You can find the pdfmark operator documented in the Adobe pdfmark reference (available somewhere on the Adobe web site, I recommend Google, they keep moving it).

Here's what the original file looks like, you need to create pdfmarks to reproduce this:

23 0 obj
<<
  /AP <<
    /N 26 0 R
  >>
  /C [ 0.25 0.333328009 1 ]
  /Contents (1.pdf)
  /CreationDate (D:20180402114155+05'30')
  /F 28
  /FS 24 0 R                              
  /NM (55b56d89-a71e-484c-bf64-e4608540304b)
  /Name /Paperclip

  /RC (<?xml version="1.0"?><body xmlns="http://www.w3.org/1999/xhtml" xmlns:xfa="http://www.xfa.org/schema/xfa-data/1.0/" xfa:APIVersion="Acrobat:11.0.21" xfa:spec="2.0.2" ><p>1.pdf</p></body>)
  /Rect [ 200.852997 727.552979 207.852997 744.552979 ]
  /Subj (File Attachment)
  /Subtype /FileAttachment
  /T (ybn9mk)
  /Type /Annot
>>
endobj

24 0 obj
<<
  /EF <<
    /F 25 0 R
  >>
  /F (1.pdf)
  /Type /Filespec
  /UF (1.pdf)
>>
endobj

25 0 obj
<<
  /DL 82637
  /Subtype /application#2Fpdf
  /Length 82637
  /Params <<
    /CheckSum <EC9AED504CB6442F260E1379E21A0873>
    /CreationDate (D:20180402114059+05'30')
    /ModDate (D:20170907123559+05'30')
    /Size 82637
  >>
>>
stream
%PDF-1.5
.....
.... embedded PDF file here
....
....
endstream
endobj

The current Ghostscript implementation will reproduce object 23, the FileAttachement annotation, and it will correctly expand the /EF dictionary inline into that annotation. However, it doesn't write object 25, the actual embedded PDF file.

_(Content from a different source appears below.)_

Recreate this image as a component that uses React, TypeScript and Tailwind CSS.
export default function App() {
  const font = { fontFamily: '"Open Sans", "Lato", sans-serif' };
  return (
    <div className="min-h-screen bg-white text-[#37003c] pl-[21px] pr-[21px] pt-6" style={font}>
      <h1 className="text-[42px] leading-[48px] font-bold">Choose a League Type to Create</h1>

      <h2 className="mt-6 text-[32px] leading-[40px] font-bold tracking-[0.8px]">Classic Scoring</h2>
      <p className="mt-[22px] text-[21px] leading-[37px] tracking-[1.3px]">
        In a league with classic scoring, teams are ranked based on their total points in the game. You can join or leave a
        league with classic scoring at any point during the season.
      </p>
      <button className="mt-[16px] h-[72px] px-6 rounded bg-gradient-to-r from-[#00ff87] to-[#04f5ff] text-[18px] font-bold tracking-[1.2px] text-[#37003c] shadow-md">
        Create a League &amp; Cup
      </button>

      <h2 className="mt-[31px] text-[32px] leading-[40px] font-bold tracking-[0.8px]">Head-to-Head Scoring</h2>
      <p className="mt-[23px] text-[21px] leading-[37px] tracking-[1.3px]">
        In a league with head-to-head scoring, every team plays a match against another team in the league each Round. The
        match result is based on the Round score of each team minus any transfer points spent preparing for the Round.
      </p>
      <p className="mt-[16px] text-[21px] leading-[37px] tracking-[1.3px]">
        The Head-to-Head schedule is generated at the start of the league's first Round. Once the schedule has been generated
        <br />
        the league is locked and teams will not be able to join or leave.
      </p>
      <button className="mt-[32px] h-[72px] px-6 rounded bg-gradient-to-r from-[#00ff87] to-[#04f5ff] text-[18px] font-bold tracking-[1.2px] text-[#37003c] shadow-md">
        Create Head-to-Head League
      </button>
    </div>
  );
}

So you would need to add code to read the Embedded File object, write that as a named content stream, using pdfmark, and then reference that named object stream from the /EF key in the FileSpec dictionary (object 24 in the original file, but expanded and included inline in the pdfwrite output).

Unless you are very familiar with PostScript, this will be quite a challenge.